* start SOURCE EXCERPT *

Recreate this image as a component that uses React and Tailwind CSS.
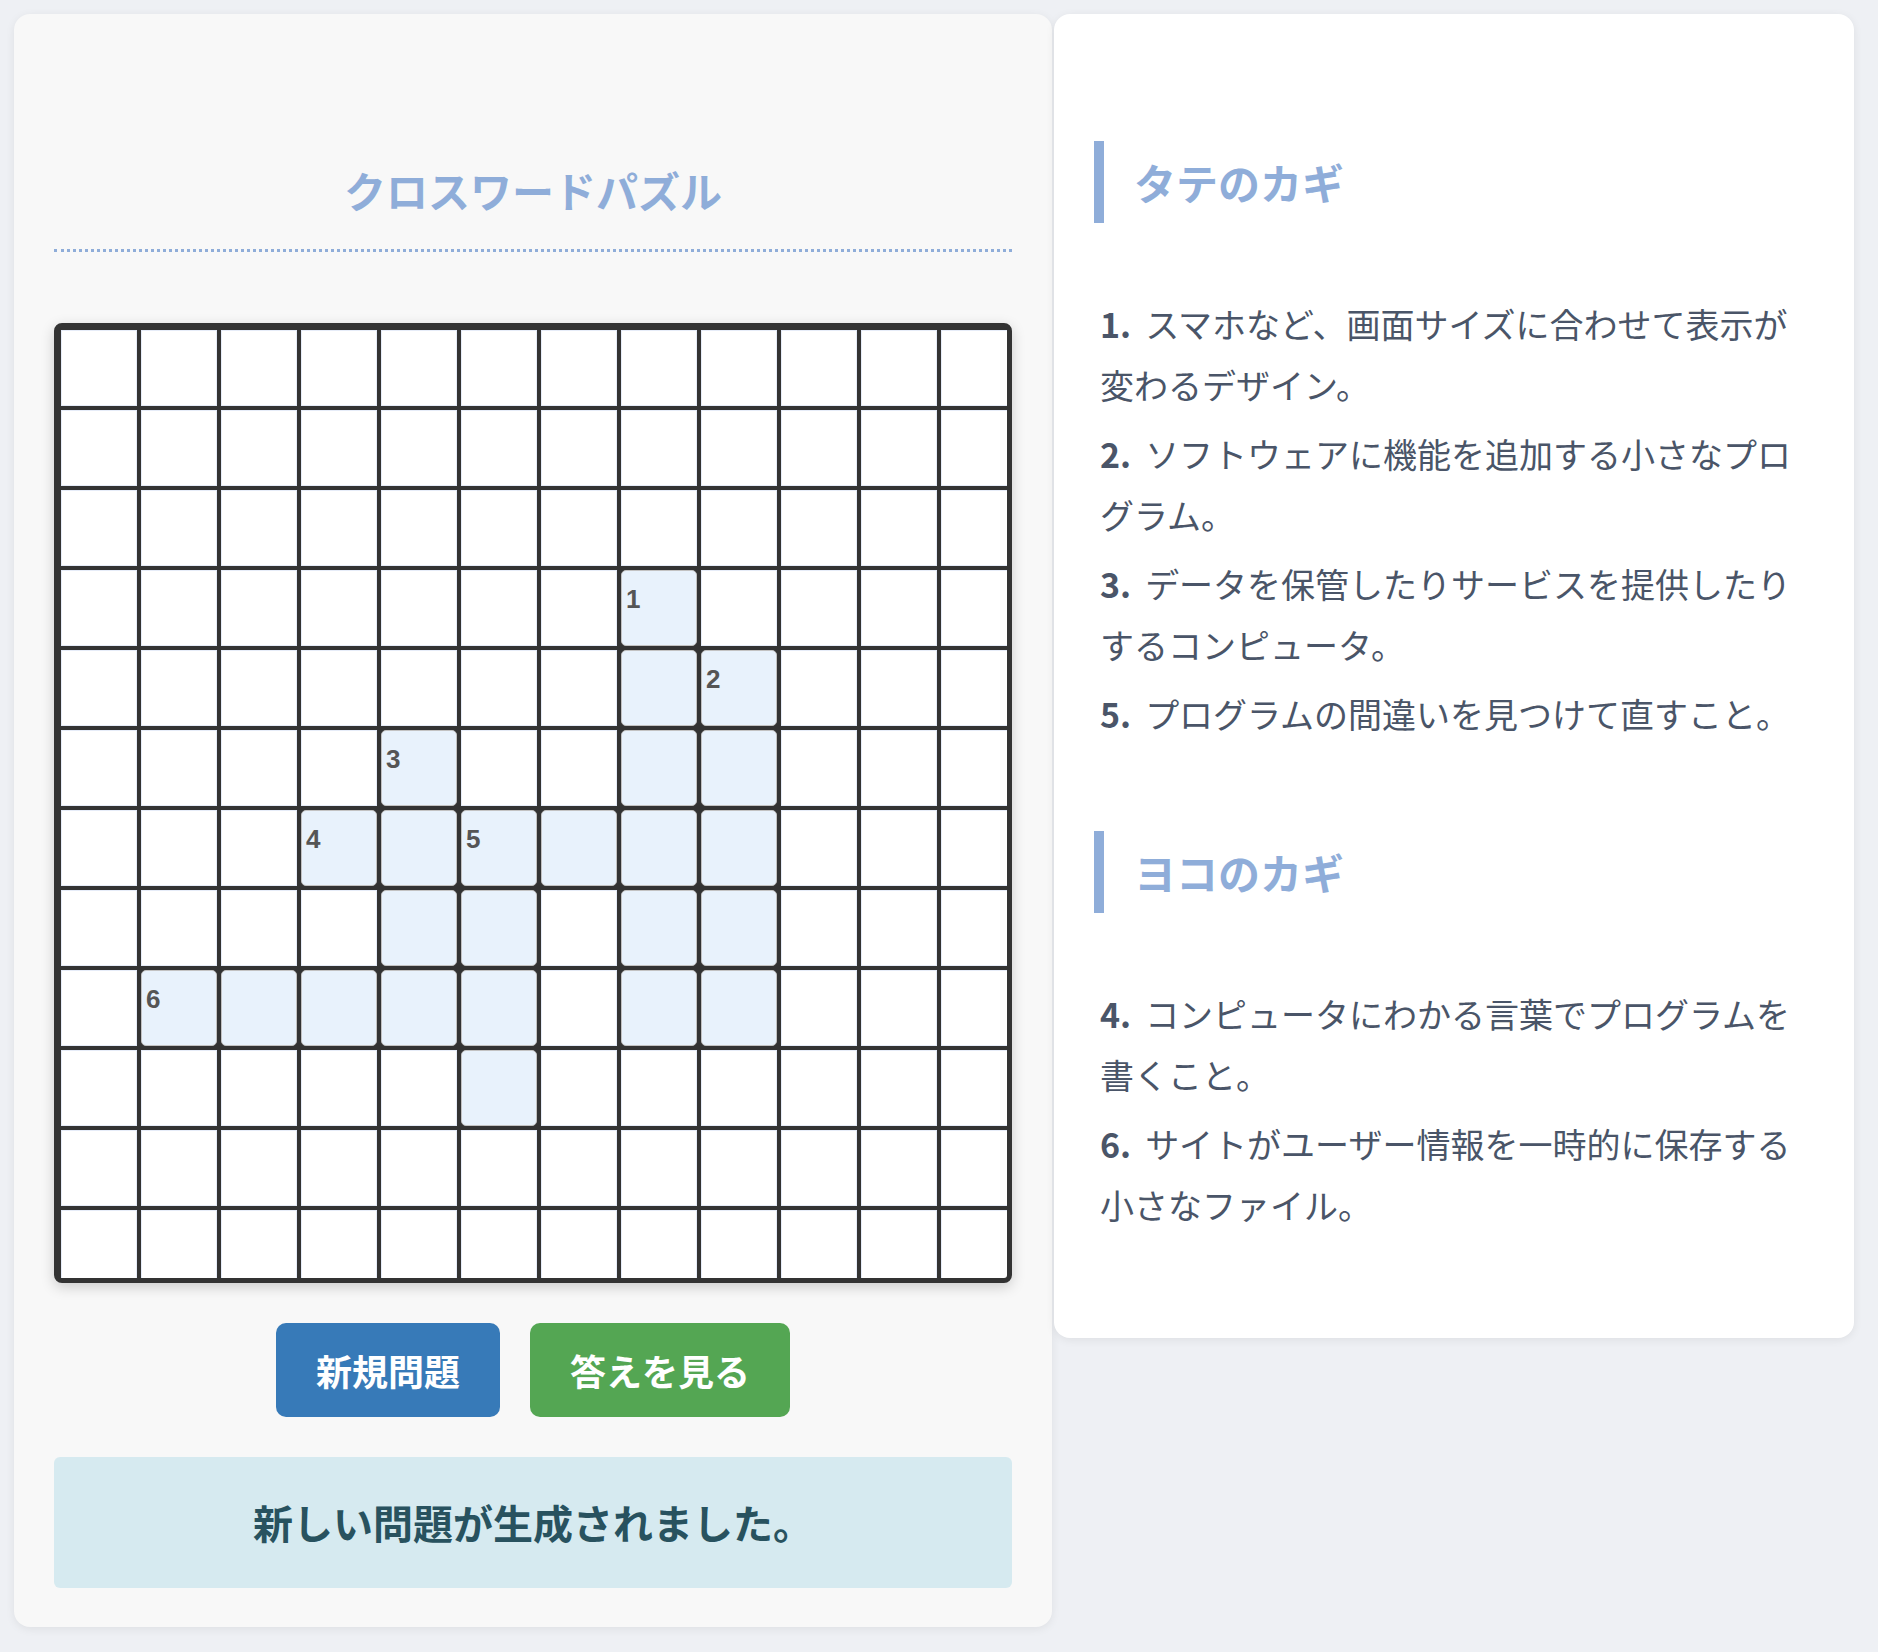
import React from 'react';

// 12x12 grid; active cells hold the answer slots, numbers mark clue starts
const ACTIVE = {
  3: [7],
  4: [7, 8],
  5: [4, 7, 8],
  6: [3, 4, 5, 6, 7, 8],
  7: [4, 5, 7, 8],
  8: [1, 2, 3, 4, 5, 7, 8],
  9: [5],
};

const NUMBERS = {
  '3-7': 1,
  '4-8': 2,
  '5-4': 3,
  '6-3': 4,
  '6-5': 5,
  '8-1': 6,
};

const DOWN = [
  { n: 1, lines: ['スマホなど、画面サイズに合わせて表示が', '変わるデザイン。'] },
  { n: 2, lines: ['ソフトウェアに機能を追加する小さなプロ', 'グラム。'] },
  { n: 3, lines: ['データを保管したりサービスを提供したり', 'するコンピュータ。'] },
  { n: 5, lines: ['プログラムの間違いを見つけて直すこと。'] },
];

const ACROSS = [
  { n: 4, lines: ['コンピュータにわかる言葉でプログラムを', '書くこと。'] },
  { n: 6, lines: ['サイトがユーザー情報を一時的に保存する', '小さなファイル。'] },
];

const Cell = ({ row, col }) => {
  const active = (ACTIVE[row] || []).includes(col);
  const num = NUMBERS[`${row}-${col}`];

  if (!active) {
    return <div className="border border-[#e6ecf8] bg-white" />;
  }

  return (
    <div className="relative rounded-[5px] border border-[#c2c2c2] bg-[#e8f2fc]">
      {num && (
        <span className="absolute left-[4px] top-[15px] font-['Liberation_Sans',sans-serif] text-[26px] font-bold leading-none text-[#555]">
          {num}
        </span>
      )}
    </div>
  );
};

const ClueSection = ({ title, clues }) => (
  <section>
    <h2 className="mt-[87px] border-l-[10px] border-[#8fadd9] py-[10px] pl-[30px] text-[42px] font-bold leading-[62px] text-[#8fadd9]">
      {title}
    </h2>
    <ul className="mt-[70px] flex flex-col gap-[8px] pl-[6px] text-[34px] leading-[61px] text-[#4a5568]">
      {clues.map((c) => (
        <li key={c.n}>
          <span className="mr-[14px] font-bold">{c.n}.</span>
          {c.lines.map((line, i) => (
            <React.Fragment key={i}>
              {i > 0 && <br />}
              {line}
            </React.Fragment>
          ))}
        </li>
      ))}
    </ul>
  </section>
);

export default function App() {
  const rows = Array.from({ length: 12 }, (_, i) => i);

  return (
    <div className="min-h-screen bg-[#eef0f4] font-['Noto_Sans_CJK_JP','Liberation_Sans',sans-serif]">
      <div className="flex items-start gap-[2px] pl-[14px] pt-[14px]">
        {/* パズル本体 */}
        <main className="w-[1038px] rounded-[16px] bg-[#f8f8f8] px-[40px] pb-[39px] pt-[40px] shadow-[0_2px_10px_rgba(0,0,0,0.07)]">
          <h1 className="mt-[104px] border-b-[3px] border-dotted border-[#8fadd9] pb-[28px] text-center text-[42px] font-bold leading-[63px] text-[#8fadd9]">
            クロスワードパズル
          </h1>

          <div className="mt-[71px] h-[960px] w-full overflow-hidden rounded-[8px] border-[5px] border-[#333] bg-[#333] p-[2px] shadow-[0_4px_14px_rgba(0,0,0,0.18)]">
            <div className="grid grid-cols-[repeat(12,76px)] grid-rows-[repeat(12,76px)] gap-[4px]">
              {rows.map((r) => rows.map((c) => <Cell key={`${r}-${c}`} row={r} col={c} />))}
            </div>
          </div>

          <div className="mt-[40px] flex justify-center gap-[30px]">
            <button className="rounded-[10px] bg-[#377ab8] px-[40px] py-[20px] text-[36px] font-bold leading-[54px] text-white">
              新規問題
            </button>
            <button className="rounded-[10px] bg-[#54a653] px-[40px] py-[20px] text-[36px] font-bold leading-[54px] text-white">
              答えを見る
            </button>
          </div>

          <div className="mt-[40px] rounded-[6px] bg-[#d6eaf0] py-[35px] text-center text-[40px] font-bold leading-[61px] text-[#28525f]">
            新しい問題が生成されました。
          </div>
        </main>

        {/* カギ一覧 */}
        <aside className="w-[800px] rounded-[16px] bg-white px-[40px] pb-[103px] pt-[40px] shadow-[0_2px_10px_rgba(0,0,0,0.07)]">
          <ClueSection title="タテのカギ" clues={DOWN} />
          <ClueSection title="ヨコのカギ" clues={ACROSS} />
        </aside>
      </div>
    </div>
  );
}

* end SOURCE EXCERPT *

- **DIRECTIONS**:
Pick each line holding the word "React" out of the listing.

- **OUTPUT**:
Recreate this image as a component that uses React and Tailwind CSS.
import React from 'react';
            <React.Fragment key={i}>
            </React.Fragment>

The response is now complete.